Primary school pupils should learn about white privilege, says RE teachers’ organisation

Jun 16, 2021 by

by Ewan Somerville, Telegraph:

Primary school pupils should be taught about white privilege, religious education (RE) teachers have been told in new curriculum guidance.

Lessons should introduce children aged 8-11 to the “key concept” of white privilege, described as invisible benefits that society affords to people “because of their whiteness”, according to the National Association of Teachers of Religious Education (NATRE).

The national representative body’s “anti-racist” curriculum also recommends primary pupils learn about “reasons why Bristol’s statue of Edward Colston was racially offensive”. It links to a webpage on Sikh support for Black Lives Matter, who toppled it.

The materials, seen by The Telegraph, are designed to help schools include black, Asian and ethnic minority people in RE syllabuses, which are determined locally unlike other subjects.

Primary teachers are also urged to recognise their own unconscious bias in class, as it “can make it hard for some to identify systemic racism”.

[…]  Dr Michael Nazir-Ali, the Bishop of Rochester between 1994 and 2009, said: “The situation in the educational institutions is that white working class boys are at the bottom of the pile. So what does it mean to teach them that they are privileged?”

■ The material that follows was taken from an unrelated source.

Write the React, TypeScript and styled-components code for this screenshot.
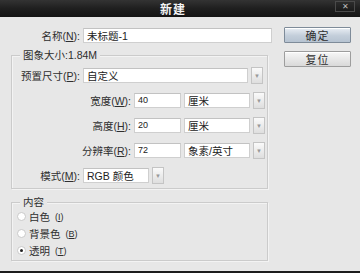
import React from 'react';
import styled, { createGlobalStyle, css } from 'styled-components';

const GlobalStyle = createGlobalStyle`
  html, body {
    margin: 0;
    padding: 0;
    background: #e7e7e7;
  }
`;

const Dialog = styled.div`
  width: 360px;
  height: 273px;
  display: flex;
  flex-direction: column;
  background: #e7e7e7;
  font-family: 'Liberation Sans', 'Noto Sans CJK SC', sans-serif;
  font-size: 10.5px;
  color: #2e2e2e;
  overflow: hidden;
`;

const TitleBar = styled.div`
  height: 17px;
  flex: none;
  display: flex;
  align-items: center;
  background: linear-gradient(#333 0%, #1f1f1f 50%, #141414 100%);
  padding: 0 5px 0 11px;
`;

const Title = styled.div`
  flex: 1;
  text-align: center;
  color: #f4f4f4;
  font-weight: bold;
  font-size: 12px;
  letter-spacing: 1px;
`;

const CloseButton = styled.div`
  width: 18px;
  height: 9px;
  margin-top: -4px;
  display: flex;
  align-items: center;
  justify-content: center;
  border: 1px solid #4a4a4a;
  background: linear-gradient(#2c2c2c, #1a1a1a);
  color: #bdbdbd;
  font-size: 8px;
  line-height: 1;
`;

const Body = styled.div`
  flex: 1;
  display: flex;
  gap: 12px;
`;

const Main = styled.div`
  width: 272px;
  display: flex;
  flex-direction: column;
  padding-top: 10px;
`;

const Side = styled.div`
  display: flex;
  flex-direction: column;
  gap: 8px;
  padding-top: 10px;
`;

const Button = styled.div<{ $primary?: boolean }>`
  width: 65px;
  height: 14px;
  display: flex;
  align-items: center;
  justify-content: center;
  border: 1px solid #9d9d9d;
  border-radius: 1px;
  background: linear-gradient(#f7f7f7, #d9d9d9);
  box-shadow: inset 0 1px 0 #fff;
  letter-spacing: 1px;
  font-size: 11px;
  ${(p) =>
    p.$primary &&
    css`
      border-color: #7e8b99;
      background: linear-gradient(#e9eef4, #c3ceda 55%, #b6c3d1);
    `}
`;

const Row = styled.div`
  display: flex;
  align-items: center;
  gap: 3px;
  height: 17px;
`;

const Label = styled.div<{ $width: number }>`
  width: ${(p) => p.$width}px;
  flex: none;
  text-align: right;
  white-space: nowrap;
`;

const Key = styled.span`
  text-decoration: underline;
`;

const Input = styled.div<{ $width: number }>`
  width: ${(p) => p.$width}px;
  height: 15px;
  flex: none;
  display: flex;
  align-items: center;
  padding-left: 3px;
  box-sizing: border-box;
  background: #fff;
  border: 1px solid #cfcfcf;
  border-top-color: #c2c2c2;
  white-space: nowrap;
  color: #222;
`;

const NumberInput = styled(Input)`
  font-size: 9px;
  align-items: flex-start;
  padding-top: 1px;
`;

const SelectBox = styled.div`
  display: flex;
  align-items: center;
  gap: 3px;
`;

const DropButton = styled.div`
  width: 10px;
  height: 15px;
  display: flex;
  align-items: center;
  justify-content: center;
  border: 1px solid #c4c4c4;
  background: linear-gradient(#fafafa, #dedede);
  color: #999;
  font-size: 6px;
`;

const Group = styled.section<{ $gap: number }>`
  margin: ${(p) => p.$gap}px 0 0 11px;
  width: 255px;
  display: flex;
  flex-direction: column;
  border: 1px solid #cbcbcb;
  box-shadow: inset 1px 1px 0 #f3f3f3, 1px 1px 0 #f3f3f3;
`;

/* caption straddles the top border, like a fieldset legend */
const GroupTitle = styled.div`
  align-self: flex-start;
  margin: -7px 0 0 8px;
  padding: 0 3px;
  line-height: 12px;
  background: #e7e7e7;
`;

const GroupBody = styled.div<{ $pad: string; $gap: number }>`
  display: flex;
  flex-direction: column;
  gap: ${(p) => p.$gap}px;
  padding: ${(p) => p.$pad};
`;

const RadioRow = styled.label`
  display: flex;
  align-items: center;
  gap: 3px;
  height: 17px;
`;

const RadioDot = styled.span<{ $checked?: boolean }>`
  width: 7px;
  height: 7px;
  border-radius: 50%;
  border: 1px solid #c9c9c9;
  background: #fff;
  display: flex;
  align-items: center;
  justify-content: center;
  &::after {
    content: '';
    width: 3px;
    height: 3px;
    border-radius: 50%;
    background: ${(p) => (p.$checked ? '#222' : 'transparent')};
  }
`;

const Hint = styled.span`
  font-size: 9px;
  margin-left: 2px;
`;

const BottomEdge = styled.div`
  height: 2px;
  flex: none;
  background: #1c1c1c;
`;

const Select = ({ width, value }: { width: number; value: string }) => (
  <SelectBox>
    <Input $width={width}>{value}</Input>
    <DropButton>▼</DropButton>
  </SelectBox>
);

const sizeRows = [
  { name: '宽度', key: 'W', value: '40', unit: '厘米' },
  { name: '高度', key: 'H', value: '20', unit: '厘米' },
  { name: '分辨率', key: 'R', value: '72', unit: '象素/英寸' },
];

const contents = [
  { name: '白色', key: 'I' },
  { name: '背景色', key: 'B' },
  { name: '透明', key: 'T', checked: true },
];

const App = () => {
  return (
    <>
      <GlobalStyle />
      <Dialog>
        <TitleBar>
          <Title>新建</Title>
          <CloseButton>✕</CloseButton>
        </TitleBar>
        <Body>
          <Main>
            <Row>
              <Label $width={80}>
                名称(<Key>N</Key>):
              </Label>
              <Input $width={189}>未标题-1</Input>
            </Row>

            <Group $gap={11}>
              <GroupTitle>图象大小:1.84M</GroupTitle>
              <GroupBody $pad="6px 0 4px 0" $gap={8}>
                <Row>
                  <Label $width={68}>
                    预置尺寸(<Key>P</Key>):
                  </Label>
                  <Select width={165} value="自定义" />
                </Row>
                {sizeRows.map((r) => (
                  <Row key={r.key}>
                    <Label $width={119}>
                      {r.name}(<Key>{r.key}</Key>):
                    </Label>
                    <NumberInput $width={47}>{r.value}</NumberInput>
                    <Select width={66} value={r.unit} />
                  </Row>
                ))}
                <Row>
                  <Label $width={68}>
                    模式(<Key>M</Key>):
                  </Label>
                  <Select width={66} value="RGB 颜色" />
                </Row>
              </GroupBody>
            </Group>

            <Group $gap={13}>
              <GroupTitle>内容</GroupTitle>
              <GroupBody $pad="0 0 1px 5px" $gap={0}>
                {contents.map((c) => (
                  <RadioRow key={c.key}>
                    <RadioDot $checked={c.checked} />
                    {c.name}
                    <Hint>
                      (<Key>{c.key}</Key>)
                    </Hint>
                  </RadioRow>
                ))}
              </GroupBody>
            </Group>
          </Main>
          <Side>
            <Button $primary>确定</Button>
            <Button>复位</Button>
          </Side>
        </Body>
        <BottomEdge />
      </Dialog>
    </>
  );
};

export default App;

He said there was “no question” that Christians were instrumental in the abolition of slavery but that schools have a “presumption” to dwell on the negative.

Toby Young, of the Free Speech Union, added: “Teachers and teaching associations think that telling children Britain is a racist country is an incontestable fact, even though, according to international survey evidence, Britain is one of the least racist countries in the world.”